Ardbeg Uigeadail

A little background

Of Ardbeg’s expressions, Ardbeg Uigeadail stood out in 2009 as it won Jim Murray’s Whisky Bible “Whisky of the Year”. This whisky is a peated whisky from the Islay region of Scotland. It sits at 108.4 proof, a higher proof than many other scotches. The name comes from the loch that the distillery uses for fresh water. It is aged for an undisclosed time in ex-sherry casks, giving it some sweeter notes to pair with the traditional smoky notes. This single malt whisky can be purchased for around $65.

(Tasted neat from a Halo Glass)

Color

Yellow Hay

Nose

Smokey notes from the peat combine with sweeter notes to form a spice cake-like aroma. Raisins and oil-coated leather come in upon a heavier nosing. A certain brininess is present as well, something that was also found in Ardbeg’s 10 year expression. A hint of vanilla frosting rounds everything out.

Palate

With a medium-thick body, smoke and spiced cake dominate the palate. There is a very distinct spiciness that coats the entire palate in an extremely pleasant manner. A strong, beautiful tobacco note amplifies the smokiness and spiciness that are already present, much like a dark, spicy cigar. A briny saltiness is present at the back of the palate.

Finish

The finish is long and smoky, with the saltiness lingering on the mid palate. Dark, sticky notes of coffee settle on the back of the palate.

In conclusion

Ardbeg Uigeadail is a great whisky. The balance of the smokiness and sweetness is a beautiful harmony. Paired with the intense spice, it makes for a well-rounded palate that does not leave one wanting more. I would love to pair this with a maduro cigar. For the price, I would absolutely buy this whisky again and again.

Ardbeg Uigeadail

108.4 Proof
8.7

Complexity

8.3/10

Nose

9.0/10

Palate

9.1/10

Finish

8.6/10

Value

8.5/10

The Good

  • Flavor
  • Balance
  • Value

The Bad

  • Availability

Jake Youst

Jake is a whiskey enthusiast who enjoys teaching others about bourbon and rye. Some of his favorite things to do are review different whiskies, go on barrel picks, and learn from the masters of the craft while at the distilleries. Outside of the whiskey world, Jake is an EMT and will soon start nursing school to become a Flight Nurse Practitioner. You can find/contact him on Instagram @thetipsybarkeep

This Post Has One Comment

  1. Complexity

    9

    Nose

    9

    Palate

    10

    Finish

    9.5

    Value

    10

    I do not wish to post notes at this moment but rather enjoy the dram (again).

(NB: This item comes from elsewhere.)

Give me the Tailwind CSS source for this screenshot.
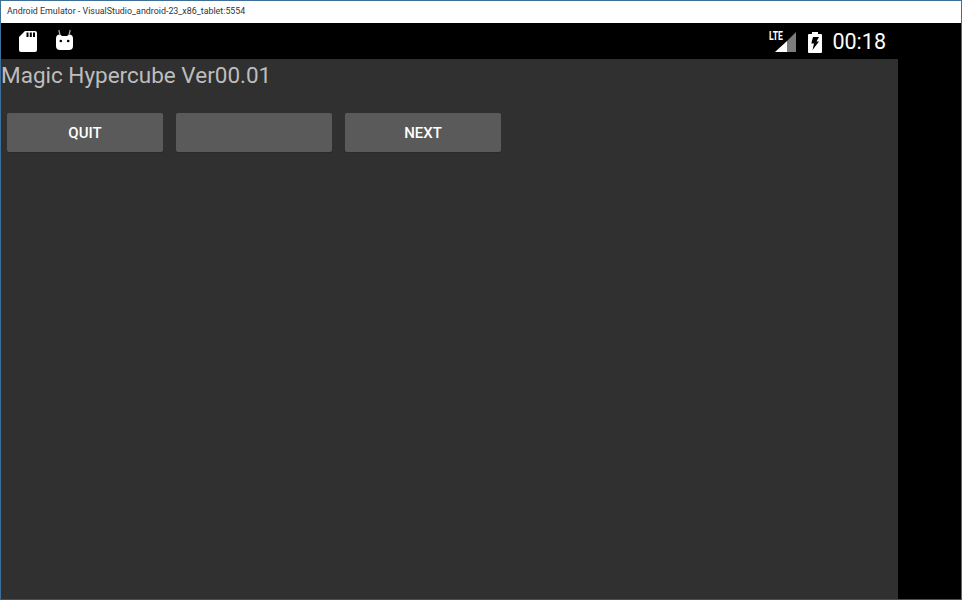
<!DOCTYPE html>
<html lang="en">

<head>
    <meta charset="UTF-8" />
    <meta name="viewport" content="width=device-width, initial-scale=1.0" />
    <title>Android Emulator</title>
    <script src="https://cdn.jsdelivr.net/npm/@tailwindcss/browser@4"></script>
</head>

<body class="bg-black overflow-hidden">
    <div class="w-[962px] h-[600px] flex flex-col border border-[#3f6f96] border-b-[#1f5a8a] font-['Roboto',sans-serif] overflow-hidden">
        <!-- window title bar -->
        <div class="h-[22px] shrink-0 bg-white flex items-center pl-[6px] text-[8.9px] text-[#333] font-['Roboto',sans-serif]">
            Android Emulator - VisualStudio_android-23_x86_tablet:5554
        </div>

        <div class="flex-1 flex flex-col bg-black">
            <!-- status bar -->
            <div class="h-[36px] shrink-0 flex items-center justify-between w-[897px]">
                <div class="flex items-center pl-[18px] gap-[19px]">
                    <svg class="mt-px" width="18" height="21" viewBox="0 0 18 21">
                        <path fill="#fff" d="M6 0h10a2 2 0 0 1 2 2v17a2 2 0 0 1-2 2H2a2 2 0 0 1-2-2V6z" />
                        <path fill="#000" d="M7.500 1.500h2v4.500h-2zM10.800 1.500h2v4.500h-2zM14 1.500h2v4.500h-2z" />
                    </svg>
                    <svg class="mb-[3px]" width="17" height="21" viewBox="0 0 17 21">
                        <path fill="#fff" d="M4 5.500l2 1.500h5l2-1.500a4 4 0 0 1 4 4V17a4 4 0 0 1-4 4H4a4 4 0 0 1-4-4V9.500a4 4 0 0 1 4-4z" />
                        <path fill="none" stroke="#b0b0b0" stroke-width="1.200" d="M2.800 1l1.200 5M14.200 1l-1.200 5" />
                        <circle cx="4.800" cy="12" r="1.300" fill="#000" />
                        <circle cx="12.200" cy="12" r="1.300" fill="#000" />
                    </svg>
                </div>
                <div class="flex items-center">
                    <div class="relative w-[27px] h-[22px] mr-[12px] mt-[2px]">
                        <svg class="absolute left-0 top-0" width="27" height="22" viewBox="0 0 27 22">
                            <path fill="#7d7d7d" d="M27 1v20H18V10z" />
                            <path fill="#fff" d="M18 10v11H6z" />
                        </svg>
                        <span class="absolute left-0 top-[-1px] text-[12px] leading-[12px] font-bold text-white scale-x-[.72] origin-left">LTE</span>
                    </div>
                    <svg class="mr-[10px] mt-[2px]" width="14" height="21" viewBox="0 0 14 21">
                        <path fill="#fff" d="M4 0h6v2h3a1 1 0 0 1 1 1v17a1 1 0 0 1-1 1H1a1 1 0 0 1-1-1V3a1 1 0 0 1 1-1h3z" />
                        <path fill="#000" d="M5 5h6L8.500 9.500H11L4.500 18l1.500-6.500H3.300z" />
                    </svg>
                    <span class="text-[21.5px] leading-none text-white mr-[12px] mt-[2px]">00:18</span>
                </div>
            </div>

            <div class="flex-1 flex">
                <!-- app content -->
                <div class="w-[897px] bg-[#303030]">
                    <h1 class="text-[22.5px] leading-[32px] text-[#bdbdbd] font-normal">Magic Hypercube Ver00.01</h1>
                    <div class="flex gap-[13px] pl-[6px] mt-[22px]">
                        <button class="w-[156px] h-[39px] pt-[2px] rounded-[2px] bg-[#5a5a5a] shadow-[0_1px_0_#2a2a2a] text-white text-[15px] font-medium">QUIT</button>
                        <button class="w-[156px] h-[39px] pt-[2px] rounded-[2px] bg-[#5a5a5a] shadow-[0_1px_0_#2a2a2a] text-white text-[15px] font-medium"></button>
                        <button class="w-[156px] h-[39px] pt-[2px] rounded-[2px] bg-[#5a5a5a] shadow-[0_1px_0_#2a2a2a] text-white text-[15px] font-medium">NEXT</button>
                    </div>
                </div>
            </div>
        </div>
    </div>
</body>

</html>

    However, if I must, I only discovered this delight a few months ago and while, I’ve had the Lagavulin 16 as my personal undisputed champion of all peated whiskeys for over a decade, I think that despite what changes may have appeared at this late stage of 2021/2022 in it’s production, it very well may be the best bloody peated whiskey that I have ever tasted.

    I apologize for not posting notes on flavours (I actually have my own journal for that, and there are things that no one has managed to accurately describe e. g.: camphor, incense, liquorice, cinnamon.. that really creates an almost indescribable mix of flavours that have captured both my and the fruit flies attention) and yet, I am recalibrating my senses by identifying what others have almost universally said that I have not expressed or identified in whiskey for the last 15 years (read: shoe leather oil, linseed, honeyed meats and tobacco -but they seem to map well with my own interpretation of tastes in my mind)

    Regardless of the above, each metric of assessment I’ve seen published or have created myself points to the fact that each aspect of this whiskey is really great, but more importantly, the whole is makes it even better than the sum of its parts.

    Lastly, I wished to avoid writing a whole review. Damn.